"Good Morning Starshine" is a pop song from the musical Hair (1967).  It was a No. 3 hit in the United States in July 1969 and a No. 6 hit in the United Kingdom in October 1969 for the singer Oliver.

The chorus makes extensive use of apparent nonsense words: "Glibby gloop gloopy, Nibby Nabby Noopy, La La La Lo Lo. Sabba Sibby Sabba, Nooby abba Nabba Le Le Lo Lo. Tooby ooby walla, nooby abba nabba, Early mornin' singin' song."

History
"Good Morning Starshine" is a song from the second act of the musical Hair (1967). The song is performed by the character Sheila, played Off-Broadway in 1967 by Jill O'Hara and by Lynn Kellogg in the original 1968 Broadway production.
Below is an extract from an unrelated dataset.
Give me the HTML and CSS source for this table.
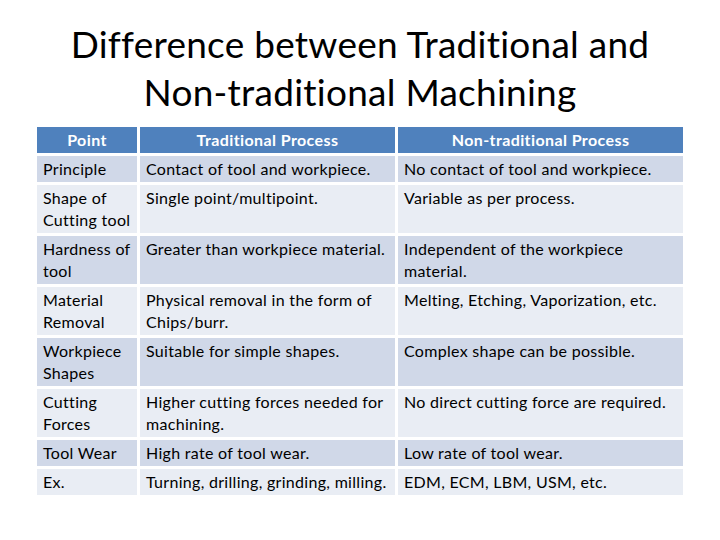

In the 1979 film version of the musical, Sheila is portrayed by Beverly D'Angelo.

Chart performance

Weekly charts

Year-end charts

Versions

Artists who have recorded the song
Andy Williams with the Osmond Brothers, Get Together with Andy Williams (1969)
Eddie Hazelton (better known as Eddie Rambeau), Dynovoice DY-917 (1968)
Gary Lewis and the Playboys, Rhythm of the Rain (1969)
Strawberry Alarm Clock, Good Morning Starshine (1969)
Chris Clark, CC Rides Again (1969)
Mort Garson, Electronic Hair Pieces (1969) (instrumental) 
Björn Skifs (1969, as "God morgon stjärnljus") scoring a Svensktoppen hit for two weeks.
Sahlee Quizon, daughter of Dolphy and Engracia (Gracia) Dominguez, under Vicor Records (1970)
Hugo Montenegro, Colours of Love  (1970)
Roger Whittaker, The Last Farewell (1971)
Lars Lönndahl (1971, as "God morgon stjärnljus") scoring a 1972 Svensktoppen hit for two weeks.
Elaine Paige, Stages (1983)
Sarah Brightman, As I Came of Age (1990)
Sharon, Lois & Bram, Let's Dance! (1995)
Anna-Lotta Larsson (2004, as "God morgon stjärnljus")
Serena Ryder, If Your Memory Serves You Well (2006)
Tartaglia Good Morning Starshine (instrumental) (1969)

Artists who have performed/recorded the song live
Diana Ross and The Supremes on The Hollywood Palace (1969)
Bob McGrath as Bob Johnson with Jim Henson's Muppets  on Sesame Street (1969)
Danielle White, on American Juniors (2007)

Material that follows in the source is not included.